The 7 Habits of Highly Effective Career Changers - Become An Expert Communicator
By Gillian Watson, Associate Elect & Legends Report Writer
In the last part of our series, we discussed how working on our relationships is as important as working on our own habits and how we can improve in areas of our life and our career by doing this. If we can’t manage our connections and relationships in a way that benefits all involved, we are not able to fully practise the principle of thinking win-win.
Were you able to identify some ways in your own interactions that were focused on what you can get, instead of what you can give and through that receive? Did you battle to see where you can start making changes?
Don’t worry! Developing your understanding of habit 5, as we will discuss here, will help you practise habit 4!
Seek First To Understand
Think about the last conversation you had with someone. When you asked them a question, did they consider their answer, or did they already have an answer ready to go, almost like they answered automatically?
The last time someone was telling you a story about their day, did you really listen? Or did your mind instead wander with what you may say to them next? Or think about what story you would tell them in response? This misses the opportunity to really understand what they were really trying to tell you…
"Most people do not listen with the intent to understand; they listen with the intent to reply." Stephen Covey
Most of us focus on what we want to say, we make sure our voice is heard, to get our point across. Instead of what we could hear beyond the words, in someone’s tone, in their body language and delivery of what they were saying. The point of their message has the potential to be missed completely. So much of how we communicate now is filtered through our own experiences - our frame of reference and how we can respond. This is autobiographical listening. We have forgotten how to focus on listening without any agenda or attempt to jump in with a response.
Think about the last business meeting you were in - were there times when you were more in your head about how you could ask a clever question or make a statement to impress the executives? Rather than fully listening during someone else’s presentation? How could you act differently in the future? How well do you think everyone around the table was listening to each other?
Because we so often listen autobiographically, our responses are usually one of these four:
- Evaluating: Judge and then either agree or disagree
- Probing: Ask questions from your own frame of reference
- Advising: Give counsel and solutions to problems
- Interpreting: Analyse others’ motives and behaviours based on your own experiences
Sound familiar? We all have done this and drawing from our own experiences is not bad in some situations. These types of responses may be appropriate, such as when another person specifically asks for help from your point of view or when there is already a very high level of trust in the relationship. However, any other interaction should be focused on understanding what the person is really trying to communicate.

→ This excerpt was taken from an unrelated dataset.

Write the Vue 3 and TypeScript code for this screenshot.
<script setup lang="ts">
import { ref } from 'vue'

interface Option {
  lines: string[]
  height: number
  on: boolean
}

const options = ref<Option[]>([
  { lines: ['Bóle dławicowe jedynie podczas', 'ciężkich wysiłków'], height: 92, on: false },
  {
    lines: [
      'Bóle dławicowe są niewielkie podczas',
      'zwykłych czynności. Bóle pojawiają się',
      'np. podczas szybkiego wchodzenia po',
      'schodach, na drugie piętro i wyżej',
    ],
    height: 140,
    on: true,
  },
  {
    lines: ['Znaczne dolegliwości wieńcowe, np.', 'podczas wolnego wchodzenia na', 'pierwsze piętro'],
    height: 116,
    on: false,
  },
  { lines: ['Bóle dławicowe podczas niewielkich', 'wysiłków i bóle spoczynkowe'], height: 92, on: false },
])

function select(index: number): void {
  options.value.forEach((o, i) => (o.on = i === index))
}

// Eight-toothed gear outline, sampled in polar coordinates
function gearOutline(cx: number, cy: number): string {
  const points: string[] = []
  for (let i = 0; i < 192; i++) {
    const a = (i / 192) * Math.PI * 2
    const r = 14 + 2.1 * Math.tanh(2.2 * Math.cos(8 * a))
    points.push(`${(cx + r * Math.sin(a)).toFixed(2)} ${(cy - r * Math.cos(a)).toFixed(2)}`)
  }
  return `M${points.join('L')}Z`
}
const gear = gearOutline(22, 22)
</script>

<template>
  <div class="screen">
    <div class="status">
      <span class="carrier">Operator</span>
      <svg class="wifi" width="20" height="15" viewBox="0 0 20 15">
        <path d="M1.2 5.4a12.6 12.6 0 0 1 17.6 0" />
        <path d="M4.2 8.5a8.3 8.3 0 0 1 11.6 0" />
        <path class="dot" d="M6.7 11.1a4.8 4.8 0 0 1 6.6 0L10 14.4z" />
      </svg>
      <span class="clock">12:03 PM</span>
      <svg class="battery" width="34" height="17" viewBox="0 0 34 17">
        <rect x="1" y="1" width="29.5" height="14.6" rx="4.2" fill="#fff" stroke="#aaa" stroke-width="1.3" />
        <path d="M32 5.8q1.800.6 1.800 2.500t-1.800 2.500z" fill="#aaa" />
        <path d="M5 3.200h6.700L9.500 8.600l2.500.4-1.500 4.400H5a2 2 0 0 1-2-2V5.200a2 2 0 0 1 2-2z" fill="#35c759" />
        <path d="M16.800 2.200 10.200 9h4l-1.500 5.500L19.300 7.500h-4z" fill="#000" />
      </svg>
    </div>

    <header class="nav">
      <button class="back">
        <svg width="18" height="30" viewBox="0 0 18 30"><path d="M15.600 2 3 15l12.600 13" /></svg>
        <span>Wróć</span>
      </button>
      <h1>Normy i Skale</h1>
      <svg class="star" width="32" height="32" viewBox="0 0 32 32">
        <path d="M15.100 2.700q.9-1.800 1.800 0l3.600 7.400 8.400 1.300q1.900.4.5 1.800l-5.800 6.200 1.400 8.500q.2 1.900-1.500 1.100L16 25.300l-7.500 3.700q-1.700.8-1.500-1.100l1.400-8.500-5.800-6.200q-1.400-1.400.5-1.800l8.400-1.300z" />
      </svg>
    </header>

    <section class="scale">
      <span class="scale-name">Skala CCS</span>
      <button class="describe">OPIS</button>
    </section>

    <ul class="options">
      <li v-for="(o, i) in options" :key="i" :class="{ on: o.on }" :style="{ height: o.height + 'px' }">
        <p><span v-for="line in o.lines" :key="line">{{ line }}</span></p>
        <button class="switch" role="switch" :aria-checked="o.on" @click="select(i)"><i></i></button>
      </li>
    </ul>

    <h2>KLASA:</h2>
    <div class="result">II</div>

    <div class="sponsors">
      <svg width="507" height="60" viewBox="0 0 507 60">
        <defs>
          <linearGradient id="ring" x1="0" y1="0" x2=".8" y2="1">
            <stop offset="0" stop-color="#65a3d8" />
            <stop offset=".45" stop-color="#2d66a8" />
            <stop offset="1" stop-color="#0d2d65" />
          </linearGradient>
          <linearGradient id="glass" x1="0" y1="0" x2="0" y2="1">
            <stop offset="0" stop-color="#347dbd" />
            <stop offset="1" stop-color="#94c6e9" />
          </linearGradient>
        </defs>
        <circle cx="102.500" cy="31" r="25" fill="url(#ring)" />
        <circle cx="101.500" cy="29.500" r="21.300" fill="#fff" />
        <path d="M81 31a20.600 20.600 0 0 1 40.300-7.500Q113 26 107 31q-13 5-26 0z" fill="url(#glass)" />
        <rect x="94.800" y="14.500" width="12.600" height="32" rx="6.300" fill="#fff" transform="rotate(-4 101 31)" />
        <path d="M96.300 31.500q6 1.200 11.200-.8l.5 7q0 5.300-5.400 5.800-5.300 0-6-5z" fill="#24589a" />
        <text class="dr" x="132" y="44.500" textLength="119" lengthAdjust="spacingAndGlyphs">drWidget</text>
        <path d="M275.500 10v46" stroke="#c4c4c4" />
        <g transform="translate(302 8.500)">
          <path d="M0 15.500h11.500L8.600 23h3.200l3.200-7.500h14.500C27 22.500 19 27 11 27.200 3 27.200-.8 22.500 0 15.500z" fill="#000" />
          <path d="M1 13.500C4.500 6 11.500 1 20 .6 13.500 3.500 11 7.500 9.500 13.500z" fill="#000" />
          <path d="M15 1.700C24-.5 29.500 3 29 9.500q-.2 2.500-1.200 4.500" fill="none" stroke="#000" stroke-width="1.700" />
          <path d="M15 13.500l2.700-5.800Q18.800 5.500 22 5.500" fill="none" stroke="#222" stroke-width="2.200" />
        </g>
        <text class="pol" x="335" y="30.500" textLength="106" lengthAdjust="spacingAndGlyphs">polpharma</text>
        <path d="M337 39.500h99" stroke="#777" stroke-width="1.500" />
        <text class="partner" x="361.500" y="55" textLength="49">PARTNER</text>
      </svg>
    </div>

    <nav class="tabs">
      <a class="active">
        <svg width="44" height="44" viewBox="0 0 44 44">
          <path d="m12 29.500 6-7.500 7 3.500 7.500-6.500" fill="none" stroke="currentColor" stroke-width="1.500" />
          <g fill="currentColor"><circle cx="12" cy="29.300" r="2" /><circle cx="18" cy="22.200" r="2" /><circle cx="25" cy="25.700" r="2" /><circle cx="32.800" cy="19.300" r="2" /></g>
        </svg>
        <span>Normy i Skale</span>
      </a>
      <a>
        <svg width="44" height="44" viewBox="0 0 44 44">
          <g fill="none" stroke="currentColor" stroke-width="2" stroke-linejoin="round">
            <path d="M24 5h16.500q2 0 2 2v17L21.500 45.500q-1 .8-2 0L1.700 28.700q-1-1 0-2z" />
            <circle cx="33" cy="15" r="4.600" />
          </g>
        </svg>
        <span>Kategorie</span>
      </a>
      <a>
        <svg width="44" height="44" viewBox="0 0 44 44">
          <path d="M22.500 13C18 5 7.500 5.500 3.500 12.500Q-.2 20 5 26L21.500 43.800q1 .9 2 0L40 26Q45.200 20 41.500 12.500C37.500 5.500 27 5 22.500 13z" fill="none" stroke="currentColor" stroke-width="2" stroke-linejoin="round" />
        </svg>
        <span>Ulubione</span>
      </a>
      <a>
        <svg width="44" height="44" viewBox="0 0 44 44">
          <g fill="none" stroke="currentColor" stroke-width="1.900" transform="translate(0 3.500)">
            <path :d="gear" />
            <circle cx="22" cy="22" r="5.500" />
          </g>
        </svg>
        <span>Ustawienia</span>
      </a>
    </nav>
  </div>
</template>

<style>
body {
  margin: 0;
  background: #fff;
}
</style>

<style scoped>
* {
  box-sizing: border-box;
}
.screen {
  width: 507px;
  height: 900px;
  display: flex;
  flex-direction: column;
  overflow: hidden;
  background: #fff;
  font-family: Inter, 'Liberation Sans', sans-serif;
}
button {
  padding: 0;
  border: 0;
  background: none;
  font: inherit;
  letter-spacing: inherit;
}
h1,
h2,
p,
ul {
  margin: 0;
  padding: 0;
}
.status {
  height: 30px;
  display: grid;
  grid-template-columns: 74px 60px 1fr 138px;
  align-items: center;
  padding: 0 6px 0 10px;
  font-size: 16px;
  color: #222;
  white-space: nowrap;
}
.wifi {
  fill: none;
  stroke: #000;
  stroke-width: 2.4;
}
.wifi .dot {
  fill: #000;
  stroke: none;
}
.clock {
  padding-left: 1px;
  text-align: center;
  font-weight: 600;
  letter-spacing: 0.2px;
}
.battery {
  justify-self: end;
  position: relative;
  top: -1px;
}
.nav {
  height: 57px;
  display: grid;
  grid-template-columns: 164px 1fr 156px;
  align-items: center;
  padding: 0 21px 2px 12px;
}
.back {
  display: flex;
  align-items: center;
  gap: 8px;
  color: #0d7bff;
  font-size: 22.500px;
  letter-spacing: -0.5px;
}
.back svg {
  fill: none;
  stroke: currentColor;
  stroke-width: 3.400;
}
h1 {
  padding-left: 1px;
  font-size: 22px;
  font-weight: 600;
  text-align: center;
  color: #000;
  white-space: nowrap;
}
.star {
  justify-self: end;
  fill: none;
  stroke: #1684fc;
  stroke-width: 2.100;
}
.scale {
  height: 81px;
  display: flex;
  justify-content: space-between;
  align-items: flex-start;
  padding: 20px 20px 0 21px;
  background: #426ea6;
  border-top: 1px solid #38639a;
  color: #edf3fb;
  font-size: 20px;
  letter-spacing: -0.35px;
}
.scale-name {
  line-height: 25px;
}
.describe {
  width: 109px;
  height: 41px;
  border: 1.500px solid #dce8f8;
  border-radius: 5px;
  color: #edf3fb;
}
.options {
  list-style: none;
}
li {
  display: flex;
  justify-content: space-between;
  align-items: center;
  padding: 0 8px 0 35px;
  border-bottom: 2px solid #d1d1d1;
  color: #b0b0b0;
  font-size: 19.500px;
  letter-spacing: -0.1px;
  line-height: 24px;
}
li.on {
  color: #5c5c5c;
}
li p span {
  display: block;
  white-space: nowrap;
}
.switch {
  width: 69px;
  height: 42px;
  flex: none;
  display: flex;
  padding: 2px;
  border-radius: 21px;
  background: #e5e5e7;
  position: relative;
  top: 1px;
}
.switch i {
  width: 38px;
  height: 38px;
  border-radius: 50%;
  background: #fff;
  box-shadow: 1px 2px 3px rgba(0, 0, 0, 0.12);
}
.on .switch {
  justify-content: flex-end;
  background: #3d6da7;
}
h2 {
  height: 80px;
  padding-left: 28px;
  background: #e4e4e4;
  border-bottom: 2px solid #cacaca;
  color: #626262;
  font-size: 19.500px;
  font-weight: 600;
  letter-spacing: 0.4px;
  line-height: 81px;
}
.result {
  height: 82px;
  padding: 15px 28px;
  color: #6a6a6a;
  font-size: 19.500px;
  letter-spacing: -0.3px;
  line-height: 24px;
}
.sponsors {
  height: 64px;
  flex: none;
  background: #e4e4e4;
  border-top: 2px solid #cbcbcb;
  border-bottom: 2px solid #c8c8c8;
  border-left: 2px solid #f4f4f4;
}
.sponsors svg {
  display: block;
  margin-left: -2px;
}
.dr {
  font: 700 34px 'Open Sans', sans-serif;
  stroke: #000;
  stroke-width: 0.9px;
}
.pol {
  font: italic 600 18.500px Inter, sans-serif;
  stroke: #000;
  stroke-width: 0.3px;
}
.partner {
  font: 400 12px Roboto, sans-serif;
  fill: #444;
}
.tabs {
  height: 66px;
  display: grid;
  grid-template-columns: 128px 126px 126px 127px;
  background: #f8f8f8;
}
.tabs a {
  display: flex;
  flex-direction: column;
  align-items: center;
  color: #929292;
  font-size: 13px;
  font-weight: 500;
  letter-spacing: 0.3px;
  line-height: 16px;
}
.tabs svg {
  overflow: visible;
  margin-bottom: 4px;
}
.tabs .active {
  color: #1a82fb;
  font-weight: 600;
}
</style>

Listening Should Be Active, Not Passive
"Listening is active. At its most basic level, it's about focus, paying attention". - Simon Sinek
So many of us listen passively - the first act of change we can get from this habit is to shift our practice of how we listen. Stephen Covey, author of The 7 Habits of Highly Effective People defines the principle of empathic listening as listening with the intent to understand, to really understand. In order to really understand what he says you need to get inside another person’s frame of reference. You need to see the world the way they see it, through their “lens.”

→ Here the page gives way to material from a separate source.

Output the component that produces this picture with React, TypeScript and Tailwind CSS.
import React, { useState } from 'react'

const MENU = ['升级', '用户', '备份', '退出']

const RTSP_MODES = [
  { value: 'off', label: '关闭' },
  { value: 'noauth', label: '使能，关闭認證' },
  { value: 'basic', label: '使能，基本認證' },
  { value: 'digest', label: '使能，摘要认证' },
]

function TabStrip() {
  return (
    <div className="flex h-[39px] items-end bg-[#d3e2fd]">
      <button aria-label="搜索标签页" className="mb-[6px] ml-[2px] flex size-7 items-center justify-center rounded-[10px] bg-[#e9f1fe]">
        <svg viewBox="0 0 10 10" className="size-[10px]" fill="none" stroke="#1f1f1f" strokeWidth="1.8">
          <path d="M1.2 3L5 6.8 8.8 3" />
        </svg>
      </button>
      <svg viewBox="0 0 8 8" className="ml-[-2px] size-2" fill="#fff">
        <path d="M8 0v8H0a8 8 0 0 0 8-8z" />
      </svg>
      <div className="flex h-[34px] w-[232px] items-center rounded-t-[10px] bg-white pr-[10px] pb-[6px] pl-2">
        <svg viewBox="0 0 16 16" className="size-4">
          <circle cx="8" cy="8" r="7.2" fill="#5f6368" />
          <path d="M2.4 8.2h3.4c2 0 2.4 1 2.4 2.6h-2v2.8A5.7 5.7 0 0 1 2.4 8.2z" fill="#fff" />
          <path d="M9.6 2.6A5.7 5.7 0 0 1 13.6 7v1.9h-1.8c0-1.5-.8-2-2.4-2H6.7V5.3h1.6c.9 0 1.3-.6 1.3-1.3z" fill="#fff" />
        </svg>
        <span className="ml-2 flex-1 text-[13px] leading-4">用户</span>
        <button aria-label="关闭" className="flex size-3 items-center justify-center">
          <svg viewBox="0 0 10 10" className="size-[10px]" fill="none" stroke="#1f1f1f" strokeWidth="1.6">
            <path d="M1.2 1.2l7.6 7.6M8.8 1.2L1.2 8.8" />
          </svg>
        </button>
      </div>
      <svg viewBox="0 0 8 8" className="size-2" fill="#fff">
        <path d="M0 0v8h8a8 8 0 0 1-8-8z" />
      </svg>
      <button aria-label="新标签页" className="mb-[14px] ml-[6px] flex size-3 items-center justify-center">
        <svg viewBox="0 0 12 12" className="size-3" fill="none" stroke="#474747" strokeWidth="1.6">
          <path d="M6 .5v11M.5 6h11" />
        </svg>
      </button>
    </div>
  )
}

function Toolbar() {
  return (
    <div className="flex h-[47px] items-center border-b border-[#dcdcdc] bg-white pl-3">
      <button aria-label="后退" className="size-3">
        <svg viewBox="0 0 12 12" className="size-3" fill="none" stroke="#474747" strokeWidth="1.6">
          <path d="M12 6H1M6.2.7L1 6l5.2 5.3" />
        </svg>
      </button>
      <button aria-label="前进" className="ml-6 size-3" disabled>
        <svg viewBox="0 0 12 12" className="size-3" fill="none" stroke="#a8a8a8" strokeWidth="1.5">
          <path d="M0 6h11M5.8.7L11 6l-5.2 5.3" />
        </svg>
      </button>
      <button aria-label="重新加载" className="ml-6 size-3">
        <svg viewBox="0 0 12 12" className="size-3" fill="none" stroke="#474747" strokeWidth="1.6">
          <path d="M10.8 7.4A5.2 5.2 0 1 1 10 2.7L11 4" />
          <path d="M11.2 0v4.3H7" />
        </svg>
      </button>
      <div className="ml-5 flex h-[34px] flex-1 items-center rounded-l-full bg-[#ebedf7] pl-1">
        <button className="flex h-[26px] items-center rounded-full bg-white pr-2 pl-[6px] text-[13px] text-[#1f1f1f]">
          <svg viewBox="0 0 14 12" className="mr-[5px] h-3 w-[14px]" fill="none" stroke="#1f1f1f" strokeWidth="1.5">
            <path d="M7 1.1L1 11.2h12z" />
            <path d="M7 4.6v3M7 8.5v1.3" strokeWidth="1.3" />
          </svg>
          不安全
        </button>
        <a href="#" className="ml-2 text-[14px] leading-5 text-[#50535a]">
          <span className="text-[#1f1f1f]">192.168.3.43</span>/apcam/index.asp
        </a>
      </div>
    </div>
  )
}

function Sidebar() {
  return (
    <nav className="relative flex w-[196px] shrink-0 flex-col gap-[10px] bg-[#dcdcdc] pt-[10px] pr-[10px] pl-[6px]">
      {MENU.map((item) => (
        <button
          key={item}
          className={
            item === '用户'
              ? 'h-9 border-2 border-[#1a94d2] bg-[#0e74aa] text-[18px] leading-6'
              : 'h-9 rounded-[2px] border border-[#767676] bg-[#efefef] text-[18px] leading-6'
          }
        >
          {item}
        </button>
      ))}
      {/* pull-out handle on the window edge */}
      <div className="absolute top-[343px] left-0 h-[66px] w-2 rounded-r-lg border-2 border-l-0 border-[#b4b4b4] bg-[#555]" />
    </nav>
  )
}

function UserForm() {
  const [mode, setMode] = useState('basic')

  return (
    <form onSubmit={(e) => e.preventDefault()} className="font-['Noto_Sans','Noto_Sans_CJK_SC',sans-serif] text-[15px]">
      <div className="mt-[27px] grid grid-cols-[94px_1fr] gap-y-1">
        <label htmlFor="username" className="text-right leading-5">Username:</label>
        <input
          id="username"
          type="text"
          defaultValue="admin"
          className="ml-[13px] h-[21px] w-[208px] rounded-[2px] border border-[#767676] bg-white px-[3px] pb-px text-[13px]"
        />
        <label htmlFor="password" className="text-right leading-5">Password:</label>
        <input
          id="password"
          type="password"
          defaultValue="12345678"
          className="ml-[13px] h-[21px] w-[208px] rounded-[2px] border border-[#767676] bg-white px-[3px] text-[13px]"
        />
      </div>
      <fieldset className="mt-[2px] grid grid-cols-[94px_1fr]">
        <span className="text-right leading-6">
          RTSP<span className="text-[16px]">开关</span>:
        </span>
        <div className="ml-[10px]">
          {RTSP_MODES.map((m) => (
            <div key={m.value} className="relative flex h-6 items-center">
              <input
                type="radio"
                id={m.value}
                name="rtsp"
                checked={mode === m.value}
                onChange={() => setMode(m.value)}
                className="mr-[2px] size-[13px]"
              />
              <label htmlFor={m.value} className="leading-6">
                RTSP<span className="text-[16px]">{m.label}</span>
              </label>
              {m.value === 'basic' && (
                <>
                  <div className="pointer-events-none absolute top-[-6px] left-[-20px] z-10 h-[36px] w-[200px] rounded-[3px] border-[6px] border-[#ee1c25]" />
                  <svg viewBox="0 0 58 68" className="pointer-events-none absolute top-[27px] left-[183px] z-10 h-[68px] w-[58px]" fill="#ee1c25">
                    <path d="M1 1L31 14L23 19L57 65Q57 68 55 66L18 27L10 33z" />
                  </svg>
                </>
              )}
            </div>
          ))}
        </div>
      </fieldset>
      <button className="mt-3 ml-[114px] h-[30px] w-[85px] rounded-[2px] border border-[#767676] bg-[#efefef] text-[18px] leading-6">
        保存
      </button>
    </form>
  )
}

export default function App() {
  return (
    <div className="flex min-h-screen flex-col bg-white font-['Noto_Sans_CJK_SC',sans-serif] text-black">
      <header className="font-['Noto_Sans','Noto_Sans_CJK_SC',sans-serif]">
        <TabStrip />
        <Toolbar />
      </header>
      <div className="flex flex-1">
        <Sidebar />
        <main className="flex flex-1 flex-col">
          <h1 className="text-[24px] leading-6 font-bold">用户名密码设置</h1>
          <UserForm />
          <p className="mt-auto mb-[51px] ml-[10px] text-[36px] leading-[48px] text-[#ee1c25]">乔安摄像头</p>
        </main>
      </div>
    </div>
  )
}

There are four levels of empathic listening:
- Mimic content, repeating back what the person says. Example: “I really can’t stand work!” You reply, “You can’t stand work.”
- Rephrase the content. Example: “I really can’t stand work!” You reply, “You’re not enjoying work.”
- Reflect feeling. Example: “I really can’t stand work!” You reply, “You’re unhappy.”
- Rephrase the content and reflect the feeling. Example: “I really can’t stand work!” You reply, “You’re not happy at work.”
Level 4 is obviously the highest and it takes the most work. If you have ever experienced someone else taking this type of care when listening to you, it makes a huge difference to how you feel during the encounter. Can you imagine yourself being this focused on listening to someone else?
This habit favours curiosity, open-mindedness, empathy, and patience. In order to really seek to understand, we can’t enter into any interaction already judging a person or situation. Sounds so simple in theory and yet many of us find it very difficult in practice!
Then To Be Understood
After all these techniques, practices and active listening, only then it will be your turn to be understood and Stephen Covey says you will be understood if you have achieved the following:
- You have taken the time to truly understand the other person’s frame of reference.
- The other person trusts you based on your previous interactions.
- You present a good logical argument.
There are so many opportunities to practise this habit in your career - whether you are looking to improve how you manage people, the influence you have in meetings or you are looking to create new opportunities for your career options, this habit is imperative to master. So, where will you start?